“Há mais coisas no céu e na terra do que pode imaginar [toda a Igreja].”
— adaptando Shakespeare, Hirschman, Krugman… e Piva, na Folha.
Papai, como tantos de sua geração, recitava com gosto o poema da chave da casa do ‘Cumpadre Birimbelo’. Era um jogo mnemônico, uma poesia disfarçada de trava-língua, um enigma narrativo para aguçar o gênio da infância sertaneja. Talvez fosse apenas brincadeira, talvez fosse já teologia: a chave não era só para abrir a porta, mas para aprender a ordem das coisas.
Pois é isso: o futuro não se inventa sozinho — ele precisa da chave certa. E ainda que a diversidade humana se explique em subjetividades, há uma lógica misteriosa, objetiva e cósmica, que toca a todos.

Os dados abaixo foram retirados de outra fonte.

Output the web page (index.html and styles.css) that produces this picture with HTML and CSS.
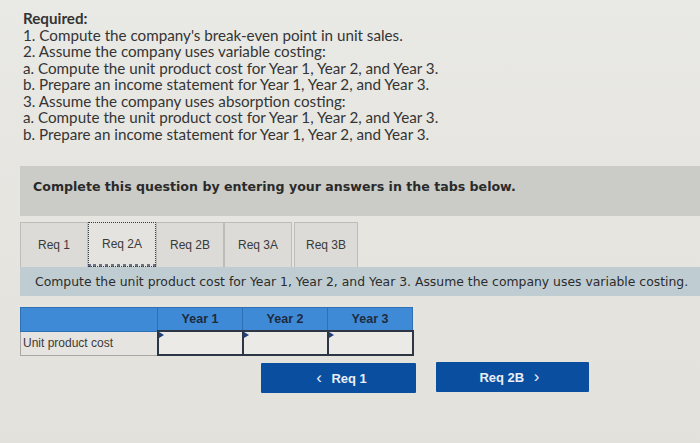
FILE: index.html
```html
<!DOCTYPE html>
<html lang="en">
<head>
  <meta charset="UTF-8" />
  <title>Req 2A</title>
  <link rel="stylesheet" href="styles.css">
</head>
<body>
  <div class="required">
    <strong>Required:</strong>
    <p>1. Compute the company's break-even point in unit sales.</p>
    <p>2. Assume the company uses variable costing:</p>
    <p>a. Compute the unit product cost for Year 1, Year 2, and Year 3.</p>
    <p>b. Prepare an income statement for Year 1, Year 2, and Year 3.</p>
    <p>3. Assume the company uses absorption costing:</p>
    <p>a. Compute the unit product cost for Year 1, Year 2, and Year 3.</p>
    <p>b. Prepare an income statement for Year 1, Year 2, and Year 3.</p>
  </div>

  <div class="question">
    <div class="instructions">Complete this question by entering your answers in the tabs below.</div>

    <div class="tabs">
      <button class="tab">Req 1</button>
      <button class="tab active">Req 2A</button>
      <button class="tab">Req 2B</button>
      <button class="tab">Req 3A</button>
      <button class="tab">Req 3B</button>
    </div>

    <div class="prompt">Compute the unit product cost for Year 1, Year 2, and Year 3. Assume the company uses variable costing.</div>

    <table class="answers">
      <thead>
        <tr>
          <th class="label-col"></th>
          <th>Year 1</th>
          <th>Year 2</th>
          <th>Year 3</th>
        </tr>
      </thead>
      <tbody>
        <tr>
          <td class="label-col">Unit product cost</td>
          <td class="cell"><input type="text" /></td>
          <td class="cell"><input type="text" /></td>
          <td class="cell"><input type="text" /></td>
        </tr>
      </tbody>
    </table>

    <div class="nav">
      <button class="nav-btn prev"><span class="chev">&lsaquo;</span> Req 1</button>
      <button class="nav-btn next">Req 2B <span class="chev">&rsaquo;</span></button>
    </div>
  </div>
</body>
</html>
```

FILE: styles.css
```css
html, body { margin: 0; padding: 0; }
body {
  background: linear-gradient(#e9e9e5, #e3e1db);
  color: #333;
  font-family: Lato, "Liberation Sans", sans-serif;
  height: 443px;
  overflow: hidden;
}

.required {
  padding: 10px 0 0 23px;
  font-size: 15.2px;
  line-height: 16.5px;
  color: #343434;
}
.required strong { display: block; font-weight: 700; }
.required p { margin: 0; }

.question { padding-left: 20px; }

.instructions {
  margin-top: 24px;
  height: 50px;
  box-sizing: border-box;
  padding: 13px 0 0 13px;
  background: #cbcbc7;
  font-family: "DejaVu Sans", Verdana, sans-serif;
  font-size: 12.6px;
  font-weight: 700;
  color: #2a2a2a;
}

.tabs {
  display: flex;
  margin-top: 6px;
  height: 45px;
}
.tab {
  width: 68px;
  height: 45px;
  border: 1px solid #bdbcb8;
  border-bottom: none;
  background: #dcdbd7;
  color: #3a3a3a;
  font-family: "Liberation Sans", Arial, sans-serif;
  font-size: 12px;
  padding: 0;
  cursor: pointer;
}
.tab:last-child { margin-left: 2px; width: 64px; }
.tab.active {
  background: #e4e3df;
  outline: 1px dotted #333a55;
  outline-offset: -1px;
  border-color: #6e7384;
  border-style: dotted;
}

.prompt {
  height: 29px;
  box-sizing: border-box;
  padding: 7px 0 0 15px;
  background: #bfcdd2;
  font-family: "DejaVu Sans", Verdana, sans-serif;
  font-size: 12.4px;
  color: #2c2c2c;
  white-space: nowrap;
}

.answers {
  margin-top: 11px;
  border-collapse: collapse;
  font-family: "Liberation Sans", Arial, sans-serif;
}
.answers th {
  height: 22px;
  padding: 0;
  width: 84px;
  background: #3f8ad6;
  border: 1px solid #2f6fb4;
  color: #1d2b3d;
  font-size: 12.5px;
  font-weight: 700;
}
.answers th.label-col { width: 136px; }
.answers td {
  height: 22px;
  padding: 0;
  font-size: 12px;
}
.answers td.label-col {
  background: #e6e4e0;
  border: 1px solid #a9a8a4;
  color: #3a3a3a;
  padding-left: 2px;
}
.answers td.cell {
  position: relative;
  border: 2px solid #2c3644;
  background: #eceae6;
}
.answers td.cell::before {
  content: "";
  position: absolute;
  left: 0;
  top: 0;
  border-left: 5px solid #1f3f7a;
  border-top: 3px solid transparent;
  border-bottom: 3px solid transparent;
}
.answers input {
  display: block;
  width: 100%;
  height: 20px;
  box-sizing: border-box;
  border: none;
  background: transparent;
}

.nav {
  display: flex;
  gap: 20px;
  margin-top: 6px;
  padding-left: 241px;
  align-items: flex-start;
}
.nav-btn {
  height: 30px;
  border: none;
  border-radius: 1px;
  background: #0a4f9f;
  color: #e9eef6;
  font-family: "Liberation Sans", Arial, sans-serif;
  font-size: 13px;
  font-weight: 700;
  cursor: pointer;
}
.nav-btn.prev { width: 155px; margin-top: 1px; }
.nav-btn.next { width: 153px; }
.chev { font-size: 17px; font-weight: 400; margin: 0 6px; }
```
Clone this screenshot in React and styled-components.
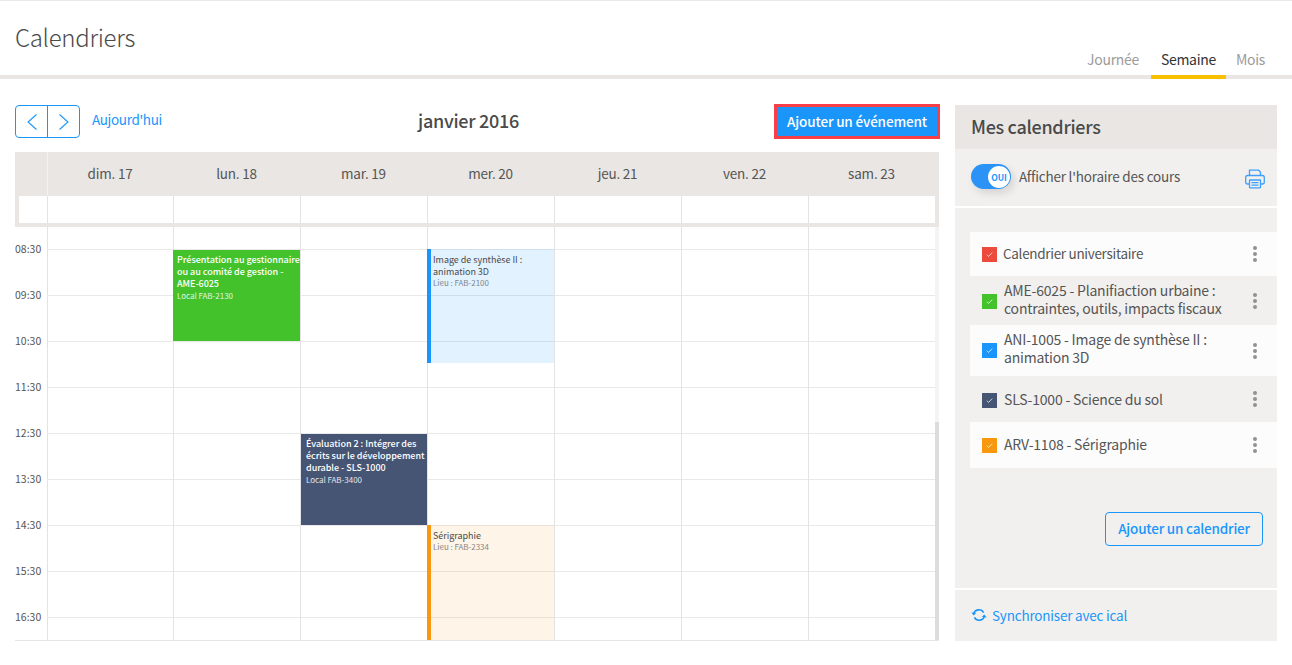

É nesse entrelaço de liberdade e ordem que habita Deus.
Se eu fosse o porteiro da Capela Sistina, nestes dias de conclave — às chaves — eu colaria um bilhete à porta, como aviso e oração:
“Deixa aqui, comigo, todas as expectativas, vinganças, desejos, esperanças e o ego”
(parodiando Dante, à entrada do Inferno)
“Porque dele, por ele e para ele são todas as coisas. A ele, a glória para sempre. Amém”
(Paulo aos Romanos 11:36 — e Lincoln fechou com ela o conceito de democracia).
E antes que subam ao escrutínio, lembraria a oração feita no livro de Atos, capítulo 1, versículos 24 a 26, quando Matias foi escolhido para ocupar o lugar de Judas, que havia traído o Mestre:
“Senhor, tu conheces o coração de todos. Mostra-nos qual destes escolheste para assumir este ministério apostólico…”
Todo conclave é único. Gregório X, eleito no mais longo da história (1268–1271), criou regras que vigoram, com mudanças, até hoje. Às vezes, escolhem-se papas idosos, para transições curtas, mas eles vivem longos e transformadores pontificados. Outras vezes, um nome improvável e, em curto tempo, transforma a Igreja para sempre.
Mas não se pode esquecer: a religião é o governo da fé, pela e para a fé.
E a Capela Sistina, por mais adornada que seja, em seu teto único, só abre sua porta à verdadeira chave: a fé.
Terminado o conclave — e se o escolhido for um José, como eu espero e rezo — contarei uma história para aliviar a solenidade com a poesia do povo.
Era 1958. O Camerlengo acabara de anunciar que o cardeal Angelo Roncalli fora eleito Papa. Assumiu o nome de João XXIII, sucedendo Pio XII. O Brasil celebrava a Copa do Mundo, a Bossa Nova, Cannes, Brasília em obras… Mas a inflação já rondava as feiras.
Na calçada do Savanah, indo ao Abrigo Central, na Praça do Ferreira, o poeta cearense Teixeirinha ouviu a queixa do também poeta Nonato Freitas sobre o aumento dos preços. Sem perder a métrica nem o humor, respondeu:
“Subiu tudo de uma vez.
Coisa que nunca se viu.
Até o Papa subiu
de 12 pra 23.”
Eis a chave: entre o céu e a terra, às vezes, só a poesia abre o coração da eternidade.